I love it. I’m a Soderbergh addict.

I’m a Soderberg addict, too. I was making Selma at the time, and I wasn’t watching anything. I haven’t seen any movies. I’ve seen Gone Girl and Beyond the Lights, that’s it. I think I caught Boyhood on a plane, and I hate to watch it on a plane, I would love to see it on the big screen. I was in Selma fog since July, but I’d come back and watch The Knick after a long day of editing. It was just so, so good.

But that idea, what he’s doing with that, I can see why he says of Season 2, “I’m going to come back and direct all of those as well.” Because it’s just something about being able to get into a story in its seventh hour.

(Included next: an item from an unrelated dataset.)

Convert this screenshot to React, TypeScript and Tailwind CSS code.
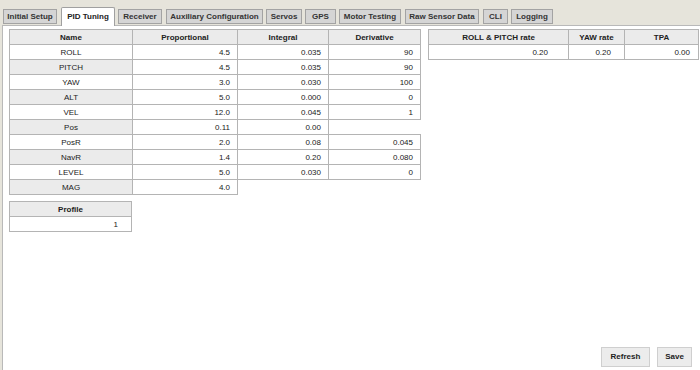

It also seems like television offers a lot more opportunities for diversity in storytelling. I talked to Gina Prince-Bythewood last monthabout all these depressing studies that track people of color on- and off-screen, representation of women as actors and directors, and so on. She told me something really interesting: “I’m offered movies all the time to direct. What’s discriminated against are my choices: I like to direct what I’ve written, and what I like to focus on are people of color. So that is absolutely the tougher sell, because there are no people of color running studios.” Does this line up with the experience you’ve had, trying to get films made about topics that interest you?

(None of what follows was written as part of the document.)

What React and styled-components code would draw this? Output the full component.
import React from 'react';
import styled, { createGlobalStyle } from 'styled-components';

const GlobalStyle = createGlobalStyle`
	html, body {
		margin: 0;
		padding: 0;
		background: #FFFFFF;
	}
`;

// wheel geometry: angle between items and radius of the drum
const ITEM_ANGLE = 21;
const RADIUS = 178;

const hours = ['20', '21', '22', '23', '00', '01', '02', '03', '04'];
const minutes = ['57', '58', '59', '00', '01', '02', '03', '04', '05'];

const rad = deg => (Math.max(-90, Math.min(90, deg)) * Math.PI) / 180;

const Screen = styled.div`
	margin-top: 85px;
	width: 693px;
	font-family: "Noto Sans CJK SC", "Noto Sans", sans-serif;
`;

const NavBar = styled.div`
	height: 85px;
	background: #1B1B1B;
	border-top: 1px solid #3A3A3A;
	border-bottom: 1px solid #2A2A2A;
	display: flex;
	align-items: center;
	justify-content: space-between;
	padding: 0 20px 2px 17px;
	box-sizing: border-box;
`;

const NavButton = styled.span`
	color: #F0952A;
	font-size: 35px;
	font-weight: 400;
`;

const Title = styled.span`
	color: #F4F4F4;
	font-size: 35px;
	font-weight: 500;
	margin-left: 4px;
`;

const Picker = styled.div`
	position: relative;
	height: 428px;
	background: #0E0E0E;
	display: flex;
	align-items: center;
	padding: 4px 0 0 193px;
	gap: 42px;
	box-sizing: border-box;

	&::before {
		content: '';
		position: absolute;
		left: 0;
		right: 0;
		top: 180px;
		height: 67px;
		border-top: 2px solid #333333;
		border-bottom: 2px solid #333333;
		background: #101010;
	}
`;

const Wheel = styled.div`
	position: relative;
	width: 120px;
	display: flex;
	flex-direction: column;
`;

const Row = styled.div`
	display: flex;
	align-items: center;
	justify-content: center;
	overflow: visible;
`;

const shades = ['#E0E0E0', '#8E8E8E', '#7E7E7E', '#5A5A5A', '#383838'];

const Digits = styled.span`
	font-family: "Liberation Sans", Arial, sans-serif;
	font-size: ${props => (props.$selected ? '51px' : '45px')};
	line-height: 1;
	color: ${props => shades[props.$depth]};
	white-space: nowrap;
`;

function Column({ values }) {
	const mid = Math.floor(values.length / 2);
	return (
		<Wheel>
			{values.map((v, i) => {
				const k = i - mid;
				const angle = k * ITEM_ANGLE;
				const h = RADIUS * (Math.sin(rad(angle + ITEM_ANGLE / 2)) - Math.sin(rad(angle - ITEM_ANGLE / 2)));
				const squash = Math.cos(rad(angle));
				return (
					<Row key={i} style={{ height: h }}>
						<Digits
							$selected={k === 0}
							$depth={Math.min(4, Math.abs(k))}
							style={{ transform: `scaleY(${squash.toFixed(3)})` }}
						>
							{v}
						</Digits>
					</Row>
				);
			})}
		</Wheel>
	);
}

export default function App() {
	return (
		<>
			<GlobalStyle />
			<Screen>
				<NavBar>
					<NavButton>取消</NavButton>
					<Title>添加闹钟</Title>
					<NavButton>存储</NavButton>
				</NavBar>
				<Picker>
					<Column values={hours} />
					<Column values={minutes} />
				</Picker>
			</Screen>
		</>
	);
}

Yeah, she’s pretty much nailed it. It’s just a dearth of projects. I mean, she gets offered a lot more than I do; she’s been around a lot longer. At this point, right now, I have not had a studio offer me a movie, flat out. To this day, never, “We are doing this, and we think you’d be great for it.” Nope, not happening.

What?

Now, there’s a lot of, “This producer’s doing this over here, and this is interesting” — that kind of thing. It just doesn’t happen for us that way. So, what [Prince-Bythewood]’s talking about is true. It doesn’t really bother me because I’ve never operated from a place of anyone offering me anything. It’s just never happened, so I don’t even know what that’s like. I just make my own stuff. I’m self-generating, and that’s just the way I started. I don’t boohoo about it; it’s just the way it is. And that’s the way I work.

And, feeding into what Gina said, we can’t work in the same way, so we just work differently. It’s just that we have to create our own passion projects, because they’re not being offered up in a way that they might be for other people.

Selma is out Christmas Day in limited release. It goes wide on January 9th.